Jamaicans are surely in for a treat once the new traffic fines are implemented. many are eager to see whether these new fines will curb the dangerous driving habits of Jamaican drivers.
via Jamaica Gleaner
Fines under the new Road Traffic Act
|Driving or using motor vehicle without valid certificate of fitness||$10,000||$3,000|
|Driving vehicle without it being licensed||$30,000||$10,000|
|Failing to obey red lights and stop signs||$24,000||$4,000 (stop lights)
$1,000 (stop signs)
|Driving or attempting to drive motor vehicle under the influence of drink or drug||$50,000|
|Failing to obey other traffic signs||$16,000|
Edmond Campbell, Senior Staff Reporter
HUGE FINES are coming for motorists who commit traffic offences under the proposed new Road Traffic Act, which was tabled in the House of Representatives on Wednesday.
If lawmakers pass the proposed statute in its current form, a new offence of driving and using a hand held electronic device, such as a cell phone, will attract a fine of $10,000. On the other hand, motorists who use a car television, within the driver’s line of sight while driving, will be slapped with a $13,000 fine.
Vice-chairman of the National Road Safety Council (NRSC) Dr Lucien Jones said the use of cell phones while driving is a major issue internationally. “We believe it is one of the reasons people are being distracted,” Dr Jones reasoned, adding that this provision is a major step in the right direction, going forward.

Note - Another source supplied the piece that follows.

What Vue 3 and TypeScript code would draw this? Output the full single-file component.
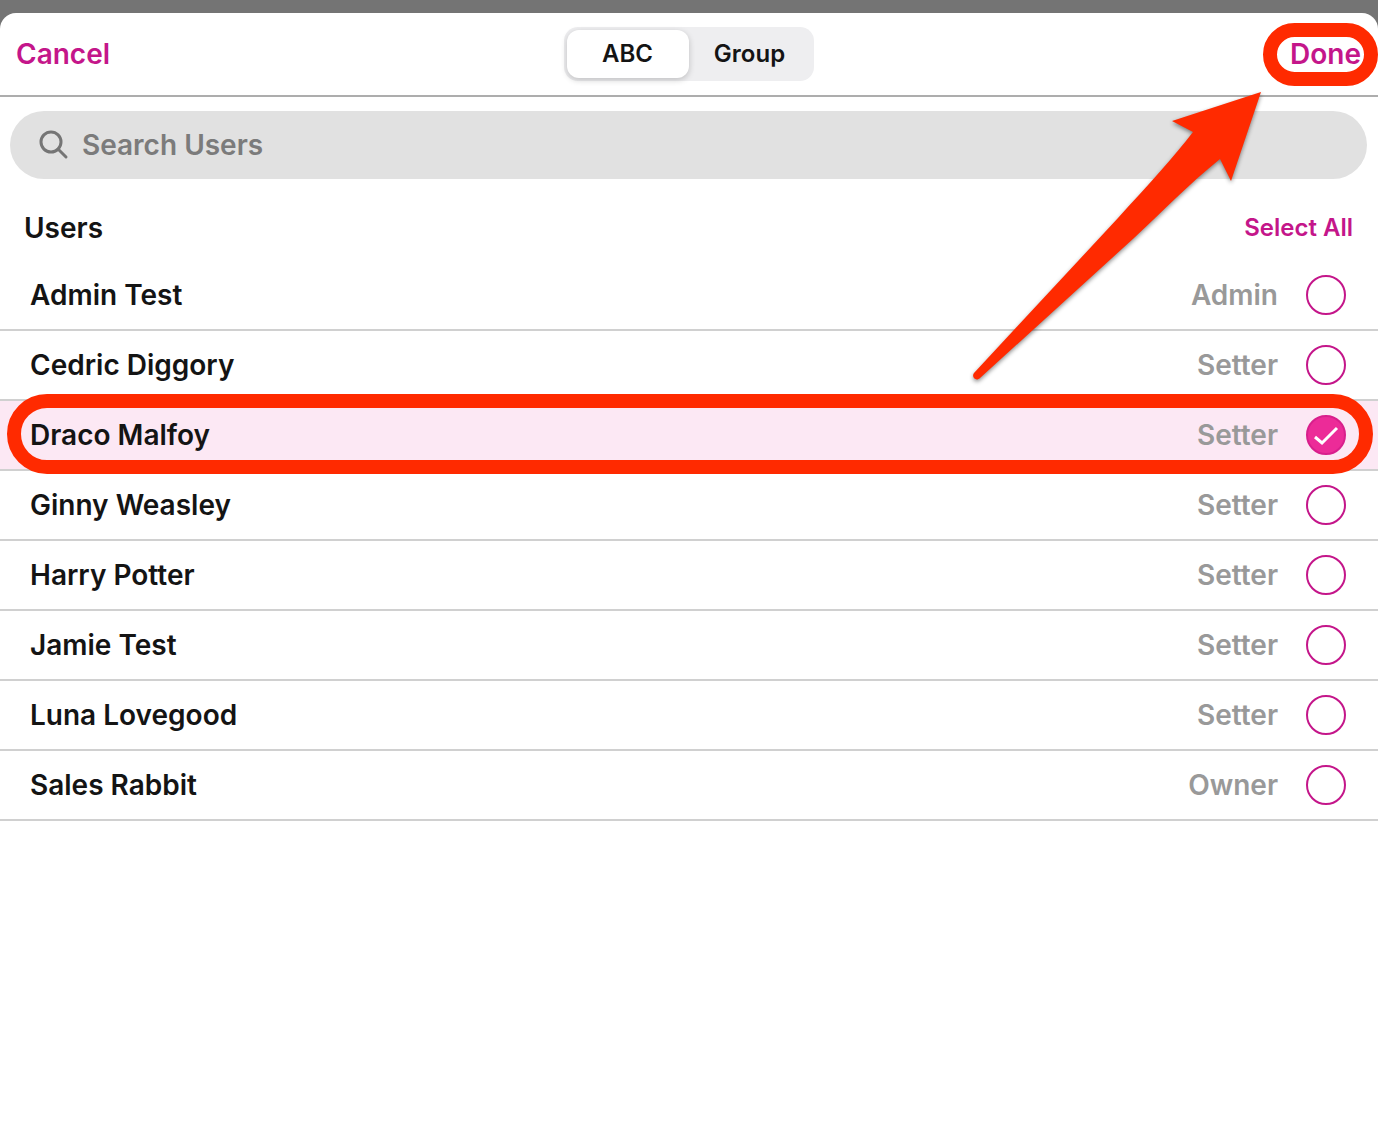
<script setup lang="ts">
import { computed, ref } from 'vue'

interface User {
  id: number
  name: string
  role: string
  selected: boolean
}

const view = ref<'abc' | 'group'>('abc')
const query = ref('')
const users = ref<User[]>([
  { id: 1, name: 'Admin Test', role: 'Admin', selected: false },
  { id: 2, name: 'Cedric Diggory', role: 'Setter', selected: false },
  { id: 3, name: 'Draco Malfoy', role: 'Setter', selected: true },
  { id: 4, name: 'Ginny Weasley', role: 'Setter', selected: false },
  { id: 5, name: 'Harry Potter', role: 'Setter', selected: false },
  { id: 6, name: 'Jamie Test', role: 'Setter', selected: false },
  { id: 7, name: 'Luna Lovegood', role: 'Setter', selected: false },
  { id: 8, name: 'Sales Rabbit', role: 'Owner', selected: false },
])

const visibleUsers = computed(() =>
  users.value.filter((u) => u.name.toLowerCase().includes(query.value.toLowerCase())),
)

function selectAll() {
  users.value.forEach((u) => (u.selected = true))
}
</script>

<template>
  <div class="backdrop">
    <main class="sheet">
      <header class="bar">
        <div class="side">
          <button type="button" class="action">Cancel</button>
        </div>
        <div class="segments" role="group" aria-label="View">
          <button
            type="button"
            class="segment"
            :class="{ active: view === 'abc' }"
            @click="view = 'abc'"
          >ABC</button>
          <button
            type="button"
            class="segment"
            :class="{ active: view === 'group' }"
            @click="view = 'group'"
          >Group</button>
        </div>
        <div class="side end">
          <button type="button" class="action done">
            Done
            <span class="ring" aria-hidden="true"></span>
            <svg class="arrow" viewBox="0 0 300 300" aria-hidden="true">
              <path
                d="M293 8 L204 37 L225 48 C206 73 180 101 150 134 L6 289 C3 293 8 298 12 294 L166 154 C196 126 222 99 252 75 L263 97 Z"
              />
            </svg>
          </button>
        </div>
      </header>

      <label class="search">
        <svg class="glass" viewBox="0 0 30 30" aria-hidden="true">
          <circle cx="12" cy="12" r="10" />
          <path d="M19 19 L27 27" />
        </svg>
        <input v-model="query" type="search" placeholder="Search Users" aria-label="Search Users" />
      </label>

      <div class="heading">
        <h2>Users</h2>
        <button type="button" class="action small" @click="selectAll">Select All</button>
      </div>

      <ul class="list">
        <li v-for="user in visibleUsers" :key="user.id">
          <label class="row" :class="{ selected: user.selected }">
            <span class="name">{{ user.name }}</span>
            <span class="role">{{ user.role }}</span>
            <span class="check">
              <input v-model="user.selected" type="checkbox" />
              <svg v-if="user.selected" viewBox="0 0 40 40" aria-hidden="true">
                <path d="M9 22 L16 28 L31 13" />
              </svg>
            </span>
            <span v-if="user.selected" class="ring" aria-hidden="true"></span>
          </label>
        </li>
      </ul>
    </main>
  </div>
</template>

<style>
body {
  margin: 0;
  background: #fff;
}
</style>

<style scoped>
.backdrop {
  display: flex;
  flex-direction: column;
  min-height: 100vh;
  box-sizing: border-box;
  padding-top: 13px;
  overflow: hidden;
  background: #747474;
  color: #141414;
  font-family: Inter, 'Liberation Sans', sans-serif;
  font-size: 28px;
  font-weight: 600;
  line-height: 32px;
}

.sheet {
  flex: 1;
  border-radius: 16px 16px 0 0;
  background: #fff;
}

button {
  padding: 0;
  border: 0;
  background: none;
  color: inherit;
  font: inherit;
  cursor: pointer;
}

.bar {
  display: flex;
  align-items: center;
  height: 82px;
  padding: 0 17px 0 16px;
  border-bottom: 2px solid #adadad;
}

.side {
  display: flex;
  flex: 1;
}

.end {
  justify-content: flex-end;
}

.action {
  color: #c4168a;
}

.action.small {
  font-size: 24px;
}

.done {
  position: relative;
}

.ring {
  position: absolute;
  z-index: 1;
  box-sizing: border-box;
  border: 14px solid #ff2a00;
  border-radius: 40px;
  pointer-events: none;
}

.done .ring {
  inset: -15px -17px -16px -27px;
}

.arrow {
  position: absolute;
  z-index: 2;
  top: 46px;
  right: 93px;
  width: 300px;
  height: 300px;
  fill: #ff2a00;
  filter: drop-shadow(0 2px 2px rgba(0, 0, 0, 0.45));
  pointer-events: none;
}

.segments {
  display: flex;
  box-sizing: border-box;
  width: 250px;
  height: 54px;
  padding: 3px;
  border-radius: 14px;
  background: #eeeef0;
}

.segment {
  flex: 1;
  border-radius: 12px;
  font-size: 24px;
}

.segment.active {
  background: #fff;
  box-shadow: 0 2px 6px rgba(0, 0, 0, 0.2);
}

.search {
  display: flex;
  align-items: center;
  gap: 13px;
  height: 68px;
  margin: 14px 11px 0 10px;
  padding: 0 29px;
  border-radius: 34px;
  background: #e1e1e1;
}

.glass {
  width: 30px;
  height: 30px;
  fill: none;
  stroke: #757575;
  stroke-width: 3;
  stroke-linecap: round;
}

.search input {
  flex: 1;
  min-width: 0;
  padding: 0;
  border: 0;
  outline: 0;
  background: none;
  color: #141414;
  font: inherit;
  appearance: none;
}

.search input::placeholder {
  color: #7b7b7b;
  opacity: 1;
}

.heading {
  display: flex;
  align-items: center;
  justify-content: space-between;
  height: 66px;
  padding: 16px 25px 0 24px;
}

h2 {
  margin: 0;
  font-size: inherit;
  font-weight: inherit;
}

.list {
  margin: 0;
  padding: 0;
  list-style: none;
}

.row {
  position: relative;
  display: flex;
  align-items: center;
  height: 68px;
  padding: 0 32px 0 30px;
  border-bottom: 2px solid #d0d0d0;
}

.row.selected {
  background: #fce8f4;
}

.name {
  flex: 1;
}

.role {
  margin-right: 28px;
  color: #999;
}

.row .ring {
  inset: -7px 5px -5px 7px;
}

.check {
  position: relative;
  display: flex;
}

.check input {
  width: 40px;
  height: 40px;
  margin: 0;
  border: 2px solid #c4168a;
  border-radius: 50%;
  background: #fff;
  appearance: none;
}

.check input:checked {
  border-color: #d81f8c;
  background: #ec2b98;
}

.check svg {
  position: absolute;
  inset: 0;
  fill: none;
  stroke: #fff;
  stroke-width: 3;
  pointer-events: none;
}
</style>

Motorists who accumulate significant numbers of demerit points above the threshold for suspension and have been escaping the law, will now have to contend with the Island Traffic Authority (ITA) which has been empowered to suspend licences.
Under the proposed new law, the authority will keep a driver’s offences register and has been mandated to suspend driver’s licence. If a person accumulates between 10 and 14 demerit points, his licence shall be suspended for six months. With an accumulation of 14 or more demerit points but less than 20, the authority shall suspend a permit or driver’s licence for a year.
Dr Lucien Jones, told The Gleaner yesterday that his organisation has been fighting for years to have the ITA installed with the requisite power to suspend drivers’ licences.
He explained that at present, there is a gap in the law and the only recourse is to go to the court. Dr Jones is of the view that this development will help to restore discipline on the nation’s roads.
And, motorists may have to think twice before flooring the gas pedal, as fines for speeding would have skyrocketed, in some instances, by more than 300 per cent.
The police and road-safety authorities often cite speeding as one of the main contributing factors to accidents and road deaths.
Motorists who exceed the speed limit by 50 kilometres or more will be slapped with a $45,000 fine, and in default of payment, to one month imprisonment.
A driver who exceeds the speed limit by 16 kilometres to 32 kilometres and is prosecuted by the police will face a 200 per cent increase in fines, moving from $5,000 to $15,000.
Noting that speeding and careless driving were the main reasons for crashes and road deaths, Dr Jones argued that the increased fines for this offence should act as a deterrent to motorists. “If the fines for speeding are sufficiently high, we believe it will make a difference in terms of conformity with the law.”